→ **STATED TASK**: From the listing below, pick out each line with the word "that".

━━━━━ SOURCE DATA

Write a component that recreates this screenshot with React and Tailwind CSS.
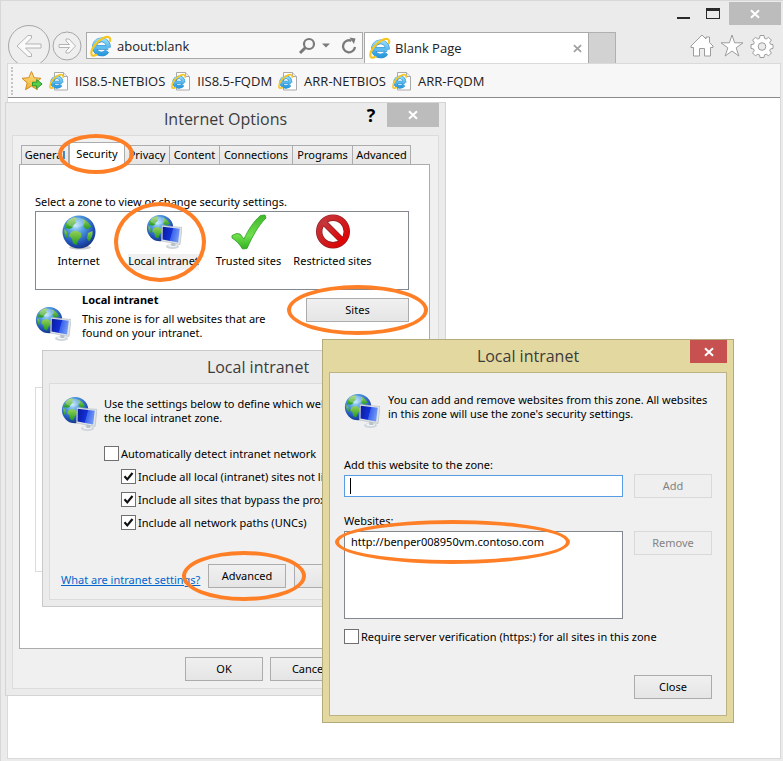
import React from "react";

const UI = "font-['Noto_Sans','DejaVu_Sans_Condensed',sans-serif] text-[11px] leading-[14px] text-black";

function Defs() {
  return (
    <svg width="0" height="0" className="absolute" aria-hidden="true">
      <defs>
        <radialGradient id="ocean" cx="0.4" cy="0.3" r="0.75">
          <stop offset="0" stopColor="#b9e4fb" />
          <stop offset="0.35" stopColor="#4f9be0" />
          <stop offset="0.75" stopColor="#1f4fb4" />
          <stop offset="1" stopColor="#14307c" />
        </radialGradient>
        <linearGradient id="land" x1="0" y1="0" x2="0" y2="1">
          <stop offset="0" stopColor="#9ad25a" />
          <stop offset="1" stopColor="#1f9a1c" />
        </linearGradient>
        <linearGradient id="screen" x1="0" y1="0" x2="1" y2="0.25">
          <stop offset="0" stopColor="#0a1a9a" />
          <stop offset="0.58" stopColor="#1230d8" />
          <stop offset="0.62" stopColor="#3a63ea" />
          <stop offset="1" stopColor="#6e95f4" />
        </linearGradient>
        <linearGradient id="ie" x1="0" y1="0" x2="0" y2="1">
          <stop offset="0" stopColor="#8edbfa" />
          <stop offset="1" stopColor="#2b9be0" />
        </linearGradient>
        <linearGradient id="tick" x1="0" y1="0" x2="0" y2="1">
          <stop offset="0" stopColor="#3fb52c" />
          <stop offset="0.6" stopColor="#6fe04c" />
          <stop offset="1" stopColor="#33b022" />
        </linearGradient>
        <linearGradient id="stop" x1="0" y1="0" x2="1" y2="1">
          <stop offset="0" stopColor="#c23a3f" />
          <stop offset="1" stopColor="#e00000" />
        </linearGradient>
        <linearGradient id="gold" x1="0" y1="0" x2="0" y2="1">
          <stop offset="0" stopColor="#ffe58a" />
          <stop offset="1" stopColor="#f2ab2c" />
        </linearGradient>
      </defs>
    </svg>
  );
}

function IeLogo({ className = "size-[22px]" }) {
  return (
    <svg viewBox="0 0 20 20" className={className} aria-hidden="true">
      <path d="M16.6 11.2H5.2M16.8 11.2A6.4 6.4 0 1 0 15.6 14.6" fill="none" stroke="#2c8ccf" strokeWidth="4.200" />
      <path d="M16.4 11.2H5.2M16.6 11.2A6.4 6.4 0 1 0 15.4 14.4" fill="none" stroke="url(#ie)" strokeWidth="3.200" />
      <path d="M16.4 11.2H6" stroke="#5cbcf0" strokeWidth="2.600" />
      <path d="M18.200 5.400C19 2.400 17 .6 12.600 2.600 6.600 5.400 1.200 12 1.200 16.600c0 2.600 2.200 2.600 4.600 1.400" fill="none" stroke="#f7c623" strokeWidth="2" strokeLinecap="round" />
    </svg>
  );
}

function PageIcon() {
  return (
    <svg viewBox="0 0 20 20" className="size-5 shrink-0" aria-hidden="true">
      <path d="M5.500 1.500h9l4 4v13.500h-13z" fill="#fff" stroke="#a9a9a9" />
      <path d="M14.500 1.500v4h4" fill="#eee" stroke="#a9a9a9" />
      <g transform="translate(0 3) scale(.76)">
        <path d="M16.600 11.200H5.200M16.800 11.200A6.400 6.400 0 1 0 15.600 14.600" fill="none" stroke="#2c8ccf" strokeWidth="4.600" />
        <path d="M16.400 11.200H5.200M16.600 11.200A6.400 6.400 0 1 0 15.400 14.400" fill="none" stroke="url(#ie)" strokeWidth="3.200" />
        <path d="M18.600 4C19 .6 16 0 12 2 6.400 4.800 1.200 11 1.200 16.400c0 2.600 2.200 2.600 4.600 1.400" fill="none" stroke="#f7c623" strokeWidth="2.200" strokeLinecap="round" />
      </g>
    </svg>
  );
}

function AddFavorite() {
  return (
    <svg viewBox="0 0 22 22" className="size-[22px]" aria-hidden="true">
      <path d="M10.500 1.500l2.600 6.200 6.900.6-5.200 4.600 1.500 6.800-5.800-3.600-6 3.600 1.700-6.800L1 8.300l6.800-.6z" fill="url(#gold)" stroke="#d58c22" strokeLinejoin="round" />
      <path d="M11.500 12.200h4.200V9.600l5.400 4.400-5.400 4.600v-2.800h-4.200z" fill="#56cf4b" stroke="#2a9a2c" />
    </svg>
  );
}

const LAND = (
  <g fill="url(#land)">
    <path d="M4 9c2-4 6-6.500 9-6.800l2 1.600-2 2.200 1.500 1.500-3 2.500-1.500 3-3 1-2.500-1-1.500 1z" />
    <path d="M20 3.500c4 1.500 8 5.500 9.500 9l-2.500-.5-1 2.500-3-1-2-3.500 1-3z" />
    <path d="M9 17l5-1.500 5 2.500.5 3.500-3 3.500-2 5-3.500-1.500-1-5-3-2.500z" />
    <path d="M26 18l4.500-2c.5 4-1 8-3.500 10.500l-2-3z" />
    <path d="M2.500 14l2.500 3 .5 5.500-1.500.5c-1.500-3-2-6-1.500-9z" />
  </g>
);

function Globe() {
  return (
    <svg viewBox="0 0 36 36" className="size-9" aria-hidden="true">
      <ellipse cx="19" cy="33.500" rx="11" ry="2" fill="#c9c9c9" />
      <g transform="translate(1 1)">
        <circle cx="17" cy="17" r="16.500" fill="url(#ocean)" />
        {LAND}
        <ellipse cx="14" cy="7.500" rx="9" ry="5" fill="#fff" opacity=".25" />
      </g>
    </svg>
  );
}

function Intranet() {
  return (
    <svg viewBox="0 0 36 36" className="size-9 shrink-0" aria-hidden="true">
      <g transform="translate(.5 .5) scale(.8)">
        <circle cx="17" cy="17" r="16.500" fill="url(#ocean)" />
        {LAND}
        <ellipse cx="14" cy="7.500" rx="9" ry="5" fill="#fff" opacity=".25" />
      </g>
      <ellipse cx="26.500" cy="32.500" rx="6.500" ry="2.400" fill="#cfd6db" />
      <ellipse cx="26.500" cy="31.800" rx="4.500" ry="1.400" fill="#f0f3f5" />
      <path d="M25 28h4l.5 4h-4z" fill="#b9c3ca" />
      <path d="M16 11.500l20 2-2 17-18.500-3.500z" fill="#dfe4e8" stroke="#aeb6bc" strokeWidth=".6" />
      <path d="M16.800 12.800l17 1.900-1.700 13.800-15.600-3z" fill="url(#screen)" />
    </svg>
  );
}

function Trusted() {
  return (
    <svg viewBox="0 0 36 36" className="size-9" aria-hidden="true">
      <path d="M1 21.500l4.500-2 3.500.5 4 5C17 16 23 7 29.500 1.500l4.500-.5 1 3C27 12 21 23 16 34.500l-4.500.5C8.500 30 5 26.500 1 24z" fill="url(#tick)" stroke="#2c9a22" strokeWidth=".8" />
    </svg>
  );
}

function Restricted() {
  return (
    <svg viewBox="0 0 36 36" className="size-9" aria-hidden="true">
      <circle cx="18" cy="17.500" r="13.800" fill="#fff" stroke="#8f1b1f" strokeWidth="6.400" />
      <path d="M8.500 8l19 19" stroke="#8f1b1f" strokeWidth="6.200" />
      <circle cx="18" cy="17.500" r="13.800" fill="none" stroke="url(#stop)" strokeWidth="5.200" />
      <path d="M8.500 8l19 19.010" stroke="url(#stop)" strokeWidth="5" />
    </svg>
  );
}

function Cross({ className }) {
  return (
    <svg viewBox="0 0 10 10" className={className} aria-hidden="true">
      <path d="M1 1.200l8 7.600M9 1.200L1 8.800" stroke="currentColor" strokeWidth="2" />
    </svg>
  );
}

function Ring({ className }) {
  return <span aria-hidden="true" className={`pointer-events-none absolute z-10 rounded-[50%] border-4 border-[#ff7f27] ${className}`} />;
}

function Button({ children, disabled, className = "w-[78px]" }) {
  return (
    <button
      type="button"
      disabled={disabled}
      className={`relative h-6 shrink-0 border border-[#acacac] bg-linear-to-b from-[#f0f0f0] to-[#e5e5e5] disabled:border-[#d9d9d9] disabled:from-[#efefef] disabled:to-[#efefef] disabled:text-[#838383] ${className}`}
    >
      {children}
    </button>
  );
}

function Check({ id, label, checked }) {
  return (
    <div className="flex items-center gap-0.5">
      <span className="relative">
        <input id={id} type="checkbox" defaultChecked={checked} className="peer block size-[15px] appearance-none border border-[#707070] bg-white" />
        <svg viewBox="0 0 15 15" className="pointer-events-none absolute inset-0 hidden size-[15px] peer-checked:block" aria-hidden="true">
          <path d="M3.500 7.200l2.800 3.200 5.200-6.400" fill="none" stroke="#111" strokeWidth="2.200" />
        </svg>
      </span>
      <label htmlFor={id} className="whitespace-nowrap">{label}</label>
    </div>
  );
}

function Dialog({ title, place, frame, inner, head = "h-8", controls, children }) {
  return (
    <section role="dialog" aria-label={title} className={`absolute flex flex-col border px-1.5 pb-1.5 ${place} ${frame} ${UI}`}>
      <header className={`relative flex items-center justify-center ${head}`}>
        <h2 className="font-['Open_Sans',sans-serif] text-base text-[#3c3c3c]">{title}</h2>
        <div className="absolute top-0 right-0 flex">{controls}</div>
      </header>
      <div className={`flex flex-1 flex-col border bg-[#f0f0f0] ${inner}`}>{children}</div>
    </section>
  );
}

const TABS = ["General", "Security", "Privacy", "Content", "Connections", "Programs", "Advanced"];
const ZONES = [
  ["Internet", Globe],
  ["Local intranet", Intranet],
  ["Trusted sites", Trusted],
  ["Restricted sites", Restricted],
];

function InternetOptions() {
  return (
    <Dialog
      title="Internet Options"
      place="left-[5px] top-[102px] w-[441px]"
      frame="border-[#d4d4d4] bg-[#ebebeb]"
      inner="border-[#dcdcdc] pt-1.5 pr-2 pb-[7px] pl-1.5"
      controls={
        <>
          <button type="button" aria-label="Help" className="h-6 w-8 font-['Open_Sans',sans-serif] text-lg leading-6 font-bold">?</button>
          <button type="button" aria-label="Close" className="flex h-6 w-[52px] items-center justify-center bg-[#bcbcbc] text-white">
            <Cross className="size-[10px]" />
          </button>
        </>
      }
    >
      <div role="tablist" className="grid h-[22px] grid-cols-[48px_56px_45px_50px_73px_60px_58px] items-end pl-0.5">
        {TABS.map((t) =>
          t === "Security" ? (
            <button key={t} type="button" role="tab" aria-selected="true" className="relative z-10 -mb-px h-[23px] self-end border border-b-0 border-[#acacac] bg-white">
              {t}
              <Ring className="-inset-y-[9px] -right-2.5 -left-3" />
            </button>
          ) : (
            <button key={t} type="button" role="tab" aria-selected="false" className="h-[19px] border border-b-0 border-l-0 border-[#acacac] bg-linear-to-b from-[#f0f0f0] to-[#e5e5e5] first:border-l">
              {t}
            </button>
          ),
        )}
      </div>
      <div role="tabpanel" className="border border-[#acacac] bg-white pt-[30px] pr-5 pb-[76px] pl-[15px]">
        <p className="h-4">Select a zone to view or change security settings.</p>
        <div role="listbox" aria-label="Zones" className="grid h-[79px] grid-cols-[85px_85px_85px_83px] items-start border border-[#828790] pt-0.5">
          {ZONES.map(([name, Icon]) => (
            <div key={name} role="option" aria-selected={name === "Local intranet"} className="relative flex flex-col items-center gap-1 whitespace-nowrap">
              <Icon />
              <span className={name === "Local intranet" ? "bg-[#f0f0f0] pb-0.5" : "pb-0.5"}>{name}</span>
              {name === "Local intranet" && <Ring className="-top-[12px] right-0 -bottom-[12px] -left-[7px]" />}
            </div>
          ))}
        </div>
        <div className="flex items-start gap-[11px] pt-0.5">
          <div className="pt-[14px]"><Intranet /></div>
          <div className="flex-1">
            <h3 className="mb-1 leading-4 font-bold">Local intranet</h3>
            <p>This zone is for all websites that are<br />found on your intranet.</p>
          </div>
          <div className="pt-1.5">
            <Button className="w-[103px]">
              Sites
              <Ring className="-inset-x-5 -inset-y-[14px]" />
            </Button>
          </div>
        </div>
        <div className="mt-[45px] h-[185px] border border-[#dcdcdc]" />
      </div>
      <div className="mt-2 flex gap-[7px] pl-[166px]">
        <Button>OK</Button>
        <Button>Cancel</Button>
      </div>
    </Dialog>
  );
}

function IntranetSettings() {
  return (
    <Dialog
      title="Local intranet"
      place="left-[42px] top-[350px] w-[432px]"
      frame="border-[#c9c9c9] bg-[#ebebeb]"
      inner="border-[#dcdcdc] px-[11px] pt-3 pb-[11px]"
    >
      <div className="flex gap-[7px]">
        <Intranet />
        <p className="pt-px">Use the settings below to define which websites are included in<br />the local intranet zone.</p>
      </div>
      <div className="mt-[14px] flex flex-col gap-2 pl-[43px]">
        <Check id="auto" label="Automatically detect intranet network" />
        <div className="flex flex-col gap-2 pl-[17px]">
          <Check id="local" checked label="Include all local (intranet) sites not listed" />
          <Check id="proxy" checked label="Include all sites that bypass the proxy server" />
          <Check id="unc" checked label="Include all network paths (UNCs)" />
        </div>
      </div>
      <div className="mt-[34px] flex items-center gap-2">
        <a href="#help" className="w-[139px] pt-2 whitespace-nowrap text-[#0066cc] underline">What are intranet settings?</a>
        <Button>
          Advanced
          <Ring className="-inset-y-[14px] -right-[21px] -left-[27px]" />
        </Button>
        <Button>OK</Button>
      </div>
    </Dialog>
  );
}

function IntranetSites() {
  return (
    <Dialog
      title="Local intranet"
      place="left-[322px] top-[339px] w-[412px]"
      frame="border-[#b3ab7c] bg-[#e3d9a0]"
      inner="border-[#bcb383] px-[14px] pt-5 pb-4"
      controls={
        <button type="button" aria-label="Close" className="flex h-[23px] w-[37px] items-center justify-center bg-[#c75050] text-white">
          <Cross className="size-[10px]" />
        </button>
      }
    >
      <div className="flex gap-2">
        <Intranet />
        <p>You can add and remove websites from this zone. All websites<br />in this zone will use the zone's security settings.</p>
      </div>
      <label htmlFor="site" className="mt-[29px]">Add this website to the zone:</label>
      <div className="mt-0.5 flex items-center gap-[11px]">
        <div className="relative flex-1">
          <input id="site" type="text" className="block h-[22px] w-full border border-[#569de5] bg-white px-1.5 outline-none" />
          <span className="absolute top-[3px] left-1.5 h-4 w-px bg-black" />
        </div>
        <Button disabled>Add</Button>
      </div>
      <h3 className="mt-4">Websites:</h3>
      <div className="mt-[3px] flex items-start gap-[11px]">
        <ul aria-label="Websites" className="h-[88px] flex-1 border border-[#828790] bg-white px-1.5 pt-[3px]">
          <li className="relative w-[195px]">
            http://benper008950vm.contoso.com
            <Ring className="-inset-y-[15px] -right-[24px] -left-4" />
          </li>
        </ul>
        <Button disabled>Remove</Button>
      </div>
      <div className="mt-[10px]">
        <Check id="https" label="Require server verification (https:) for all sites in this zone" />
      </div>
      <div className="mt-[31px] flex justify-end">
        <Button>Close</Button>
      </div>
    </Dialog>
  );
}

const FAVORITES = ["IIS8.5-NETBIOS", "IIS8.5-FQDM", "ARR-NETBIOS", "ARR-FQDM"];

function Browser() {
  return (
    <div className="flex min-h-screen flex-col border-t border-l border-[#d8d8d8] bg-[#ebebeb] font-['Open_Sans',sans-serif] text-[13px] leading-[18px] text-[#222]">
      <div className="flex h-[31px] items-start justify-end pt-px pr-0.5">
        <button type="button" aria-label="Minimize" className="flex h-[23px] w-[30px] justify-center pt-[15px]">
          <span className="h-0.5 w-[13px] bg-[#2a2a2a]" />
        </button>
        <button type="button" aria-label="Maximize" className="flex h-[23px] w-[30px] justify-center pt-1.5">
          <span className="h-[11px] w-[14px] border border-t-[3px] border-[#2a2a2a]" />
        </button>
        <button type="button" aria-label="Close" className="ml-px flex h-[23px] w-[52px] items-center justify-center bg-[#bcbcbc] text-white">
          <Cross className="size-[10px]" />
        </button>
      </div>
      <div className="flex h-[31px] pl-[7px]">
        <div className="flex h-[31px] w-[78px] items-start">
          <svg viewBox="0 0 78 38" className="-mt-[7px] h-[38px] w-[78px]" aria-hidden="true">
            <g fill="#efefef" stroke="#a6a6a6">
              <circle cx="21" cy="21" r="20.500" />
              <circle cx="59" cy="21" r="14" />
            </g>
            <g fill="#fafafa" stroke="#b4b4b4" strokeLinejoin="round">
              <path d="M9 21l11-10.500h3.500v2.500L17.500 19H33v4H17.500l6 6v2.500H20z" />
              <path d="M67.500 21l-6.500-7h-3v2l3.500 3.500H51v3h10.500L58 26v2h3z" />
            </g>
          </svg>
        </div>
        <div className="flex h-[27px] w-[277px] items-center border border-[#a9a9a9] bg-[#f8f8f8] pr-1 pl-[3px]">
          <IeLogo />
          <input aria-label="Address" defaultValue="about:blank" className="ml-[5px] w-0 flex-1 bg-transparent outline-none" />
          <button type="button" aria-label="Search" className="w-[22px]">
            <svg viewBox="0 0 18 18" className="size-[18px]" aria-hidden="true">
              <circle cx="11" cy="7" r="5" fill="none" stroke="#7a7a7a" strokeWidth="2.200" />
              <path d="M7.500 10.500L2 16" stroke="#7a7a7a" strokeWidth="3" />
            </svg>
          </button>
          <button type="button" aria-label="Address list" className="w-5">
            <svg viewBox="0 0 8 5" className="mx-0.5 h-[5px] w-2" aria-hidden="true"><path d="M0 .5h8L4 4.500z" fill="#7a7a7a" /></svg>
          </button>
          <button type="button" aria-label="Refresh">
            <svg viewBox="0 0 18 18" className="size-[18px]" aria-hidden="true">
              <path d="M11.500 3.800A6 6 0 1 0 15 10" fill="none" stroke="#7a7a7a" strokeWidth="2.300" />
              <path d="M9.500.5l6 1-1.500 5.500z" fill="#7a7a7a" />
            </svg>
          </button>
        </div>
        <div className="ml-px flex h-[31px] w-[225px] items-center border border-b-0 border-[#a9a9a9] bg-white pr-1.5 pl-1">
          <IeLogo />
          <span className="ml-1 flex-1">Blank Page</span>
          <button type="button" aria-label="Close tab" className="text-[#a0a0a0]"><Cross className="size-[9px]" /></button>
        </div>
        <button type="button" aria-label="New tab" className="h-[31px] w-[27px] border border-b-0 border-l-0 border-[#b0b0b0] bg-[#d2d2d2]" />
        <div className="ml-auto flex items-start gap-[6px] pt-0.5 pr-[9px]">
          <button type="button" aria-label="Home">
            <svg viewBox="0 0 24 24" className="size-6" fill="#fff" stroke="#9c9c9c" strokeLinejoin="round" aria-hidden="true">
              <path d="M1 12L12 1l4 4V3h3.500v5.500L23 12v1.500h-2.500V22h-6v-7.500h-5V22h-6v-8.500H1z" />
            </svg>
          </button>
          <button type="button" aria-label="Favorites">
            <svg viewBox="0 0 24 24" className="size-6" fill="#fff" stroke="#9c9c9c" aria-hidden="true">
              <path d="M12 1l2.600 7.800h8.400l-6.800 5 2.600 8.200-6.800-5-6.800 5 2.600-8.200-6.800-5h8.400z" />
            </svg>
          </button>
          <button type="button" aria-label="Tools">
            <svg viewBox="0 0 24 24" className="size-6" fill="#fff" stroke="#9c9c9c" strokeLinejoin="round" aria-hidden="true">
              <path d="M10 1.500h4l.5 2.800 1.700.7 2.400-1.700 2.800 2.800-1.700 2.400.7 1.700 2.600.4v3.800l-2.600.6-.7 1.700 1.700 2.300-2.800 2.800-2.400-1.600-1.700.7-.5 2.600h-4l-.5-2.600-1.700-.7-2.400 1.600L2.600 19l1.700-2.300-.7-1.700-2.600-.6v-3.800l2.600-.4.700-1.700L2.600 6.100l2.800-2.800L7.800 5l1.700-.7z" />
              <circle cx="12" cy="12.500" r="3.800" fill="#ebebeb" />
            </svg>
          </button>
        </div>
      </div>
      <div className="mr-0.5 mb-0.5 ml-1.5 flex flex-1 flex-col border border-[#dadada] bg-white">
        <nav className="flex h-[34px] items-center border-b border-[#8a8a8a] bg-[#f7f7f7] pl-[3px]">
          <span className="mr-2 h-7 border-l-2 border-dotted border-[#c4c4c4]" />
          <button type="button" aria-label="Add to Favorites bar" className="mr-1.5"><AddFavorite /></button>
          <div className="flex gap-1.5">
            {FAVORITES.map((f) => (
              <a key={f} href="#fav" className="flex items-center gap-1.5"><PageIcon />{f}</a>
            ))}
          </div>
        </nav>
      </div>
    </div>
  );
}

export default function App() {
  return (
    <main className="relative min-h-screen overflow-hidden">
      <Defs />
      <Browser />
      <InternetOptions />
      <IntranetSettings />
      <IntranetSites />
    </main>
  );
}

━━━━━━━━━━

→ **OUTPUT OF THE TASK**:
Write a component that recreates this screenshot with React and Tailwind CSS.
            <p>This zone is for all websites that are<br />found on your intranet.</p>
          <Check id="proxy" checked label="Include all sites that bypass the proxy server" />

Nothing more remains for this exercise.